Filter the records for lines holding the string "index".

> RECORDS PROVIDED:
==============================
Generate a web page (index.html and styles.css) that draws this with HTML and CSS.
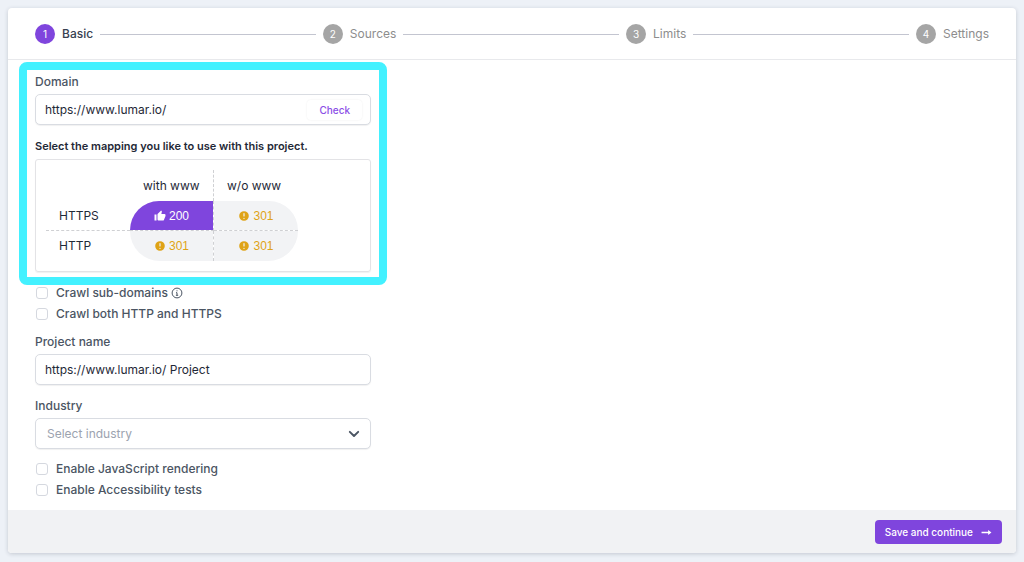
FILE: index.html
```html
<!DOCTYPE html>
<html lang="en">
<head>
<meta charset="utf-8">
<meta name="viewport" content="width=device-width, initial-scale=1">
<title>Project setup</title>
<link rel="stylesheet" href="styles.css">
</head>
<body>
<svg class="sprite" aria-hidden="true">
  <symbol id="alert" viewBox="0 0 20 20"><path fill="currentColor" fill-rule="evenodd" d="M18 10a8 8 0 1 1-16 0 8 8 0 0 1 16 0Zm-7 4a1 1 0 1 1-2 0 1 1 0 0 1 2 0Zm-1-9a1 1 0 0 0-1 1v4a1 1 0 1 0 2 0V6a1 1 0 0 0-1-1Z"/></symbol>
  <symbol id="thumb" viewBox="0 0 24 24"><path fill="currentColor" d="M1 21h4V9H1v12Zm22-11a2 2 0 0 0-2-2h-6.300l1-4.600v-.300c0-.400-.200-.800-.400-1.100L14.200 1 7.600 7.600C7.200 8 7 8.500 7 9v10a2 2 0 0 0 2 2h9c.800 0 1.500-.500 1.800-1.200l3-7.100c.100-.200.200-.500.200-.700v-2Z"/></symbol>
</svg>
<form class="card">
  <ol class="steps">
    <li class="step current" aria-current="step"><span class="num">1</span>Basic</li>
    <li class="line" role="presentation"></li>
    <li class="step"><span class="num">2</span>Sources</li>
    <li class="line" role="presentation"></li>
    <li class="step"><span class="num">3</span>Limits</li>
    <li class="line" role="presentation"></li>
    <li class="step"><span class="num">4</span>Settings</li>
  </ol>

  <main class="body">
    <section class="domain">
      <label class="label" for="domain">Domain</label>
      <div class="field">
        <input class="field-input" id="domain" type="text" value="https://www.lumar.io/">
        <button class="check" type="button">Check</button>
      </div>
      <p class="prompt">Select the mapping you like to use with this project.</p>
      <div class="mapping">
        <table class="grid">
          <thead>
            <tr><td></td><th scope="col">with www</th><th scope="col">w/o www</th></tr>
          </thead>
          <tbody>
            <tr>
              <th scope="row">HTTPS</th>
              <td><button class="status top-left selected" type="button"><svg class="status-icon"><use href="#thumb"/></svg>200</button></td>
              <td><button class="status top-right" type="button"><svg class="status-icon"><use href="#alert"/></svg>301</button></td>
            </tr>
            <tr>
              <th scope="row">HTTP</th>
              <td><button class="status bottom-left" type="button"><svg class="status-icon"><use href="#alert"/></svg>301</button></td>
              <td><button class="status bottom-right" type="button"><svg class="status-icon"><use href="#alert"/></svg>301</button></td>
            </tr>
          </tbody>
        </table>
      </div>
    </section>

    <div class="options">
      <label class="option"><input class="box" type="checkbox">Crawl sub-domains
        <svg class="info" viewBox="0 0 12 12" fill="none" stroke="currentColor"><circle cx="6" cy="6" r="4.900"/><path d="M5 5.700h1v2.600M4.900 8.300h2.300"/><path d="M5.500 3.800h1"/></svg>
      </label>
      <label class="option"><input class="box" type="checkbox">Crawl both HTTP and HTTPS</label>
    </div>

    <div class="group">
      <label class="label" for="name">Project name</label>
      <div class="field"><input class="field-input" id="name" type="text" value="https://www.lumar.io/ Project"></div>
    </div>

    <div class="group">
      <label class="label" for="industry">Industry</label>
      <div class="field">
        <select class="field-select" id="industry"><option>Select industry</option></select>
        <svg class="chevron" viewBox="0 0 10 10" fill="none" stroke="currentColor" stroke-width="1.600" stroke-linecap="round" stroke-linejoin="round"><path d="M1.500 3.200 5 6.700l3.500-3.500"/></svg>
      </div>
    </div>

    <div class="options">
      <label class="option"><input class="box" type="checkbox">Enable JavaScript rendering</label>
      <label class="option"><input class="box" type="checkbox">Enable Accessibility tests</label>
    </div>
  </main>

  <footer class="footer">
    <button class="save" type="submit">Save and continue
      <svg class="arrow" viewBox="0 0 10 8" fill="currentColor"><path d="M.500 3.400h6V1.700L9.500 4 6.500 6.300V4.600h-6Z"/></svg>
    </button>
  </footer>
</form>
</body>
</html>
```
FILE: styles.css
```css
* { box-sizing: border-box; }

body {
  margin: 0;
  padding: 8px;
  background: #edf1f7;
  color: #4b5563;
  font: 500 12px/20px Inter, "Liberation Sans", sans-serif;
}

button, input, select { font: inherit; color: inherit; }
button { cursor: pointer; }
.sprite { display: none; }

.card {
  background: #fff;
  border-radius: 4px;
  box-shadow: 0 1px 4px rgba(30, 41, 59, 0.2);
}

.steps {
  display: flex;
  align-items: center;
  gap: 7px;
  margin: 0;
  padding: 16px 27px 15px;
  border-bottom: 1px solid #e8e9ec;
  list-style: none;
  color: #8d8d8d;
  font-weight: 400;
}
.step { display: flex; align-items: center; gap: 7px; }
.step.current { color: #374151; font-weight: 500; }
.num {
  width: 20px;
  height: 20px;
  border-radius: 50%;
  background: #a5a5a5;
  color: #fff;
  font-size: 10px;
  font-weight: 400;
  text-align: center;
}
.current .num { background: #7f45dd; }
.line { flex: 1; height: 1px; background: #c3c5d0; }

.body { padding: 12px 27px 10px; }

.domain { position: relative; width: 336px; max-width: 100%; }
.domain::after {
  content: "";
  position: absolute;
  inset: -10px -16px -13px;
  border: 8px solid #43f1ff;
  border-radius: 8px;
  pointer-events: none;
}

.label { display: block; margin-bottom: 2px; }
.field {
  display: flex;
  align-items: center;
  width: 336px;
  max-width: 100%;
  height: 31px;
  border: 1px solid #d9dce2;
  border-radius: 5px;
  background: #fff;
  box-shadow: 0 1px 1px rgba(0, 0, 0, 0.06);
  color: #1f2937;
}
.field-input {
  flex: 1;
  min-width: 0;
  padding: 0 9px;
  border: 0;
  outline: 0;
  background: none;
  font-weight: 400;
}
.check {
  margin-right: 8px;
  padding: 0 12px;
  border: 0;
  border-radius: 4px;
  background: #fff;
  box-shadow: 0 0 2px rgba(0, 0, 0, 0.08);
  color: #8b4fe6;
  font-size: 10px;
}
.prompt {
  margin: 11px 0 3px;
  color: #1f2937;
  font-size: 11px;
  font-weight: 600;
}

.mapping {
  padding: 10px;
  border: 1px solid #e3e3e6;
  border-radius: 3px;
  box-shadow: 0 1px 1px rgba(0, 0, 0, 0.06);
}
.grid { border-collapse: separate; border-spacing: 0; color: #1f2937; }
.grid th { padding: 0 13px; font-weight: 400; text-align: left; }
.grid td { padding: 0; }
.grid th, .grid td { width: 84px; height: 30px; }
.grid thead th { height: 31px; }
.grid tr > :nth-child(2) { border-right: 1px dashed #cfd0d3; }
.grid tbody tr:first-child > * { border-bottom: 1px dashed #cfd0d3; }
.status {
  display: flex;
  align-items: center;
  justify-content: center;
  gap: 3px;
  width: 100%;
  height: 30px;
  padding: 0;
  border: 0;
  background: #f2f3f5;
  color: #dfa316;
  font-family: "Liberation Sans", sans-serif;
  font-weight: 400;
}
.selected { background: #7f45dd; color: #fff; }
.top-left, .top-right { height: 29px; }
.top-left { border-top-left-radius: 29px; }
.top-right { border-top-right-radius: 29px; }
.bottom-left { border-bottom-left-radius: 30px; }
.bottom-right { border-bottom-right-radius: 30px; }
.status-icon { width: 12px; height: 12px; }

.options { display: grid; gap: 1px; }
.domain + .options { margin-top: 11px; }
.option { display: flex; align-items: center; }
.box {
  appearance: none;
  width: 12px;
  height: 12px;
  margin: 0 8px 0 1px;
  border: 1px solid #d5d8df;
  border-radius: 3px;
  background: #fff;
}
.info { width: 12px; height: 12px; margin-left: 3px; }

.group { margin: 8px 0 10px; }
.group + .group { margin-top: 11px; }
.field-select {
  flex: 1;
  height: 100%;
  padding: 0 11px;
  border: 0;
  outline: 0;
  appearance: none;
  background: none;
  color: #9ca3af;
  font-weight: 400;
}
.chevron { width: 12px; height: 12px; margin-right: 10px; color: #4b5563; }

.footer {
  display: flex;
  justify-content: flex-end;
  padding: 10px 14px 9px;
  border-radius: 0 0 4px 4px;
  background: #f1f2f4;
}
.save {
  display: flex;
  align-items: center;
  gap: 8px;
  padding: 2px 10px;
  border: 0;
  border-radius: 4px;
  background: #7f45dd;
  color: #fff;
  font-size: 10px;
}
.arrow { width: 11px; height: 9px; }
```
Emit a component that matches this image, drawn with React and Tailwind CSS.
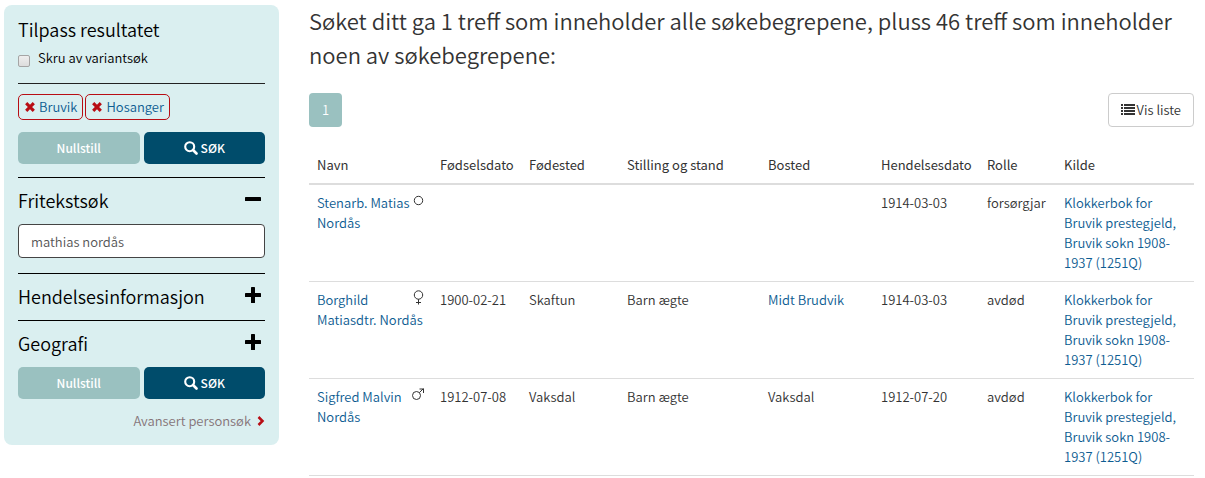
==============================
> ANSWER TO THE PROBLEM:
Generate a web page (index.html and styles.css) that draws this with HTML and CSS.
FILE: index.html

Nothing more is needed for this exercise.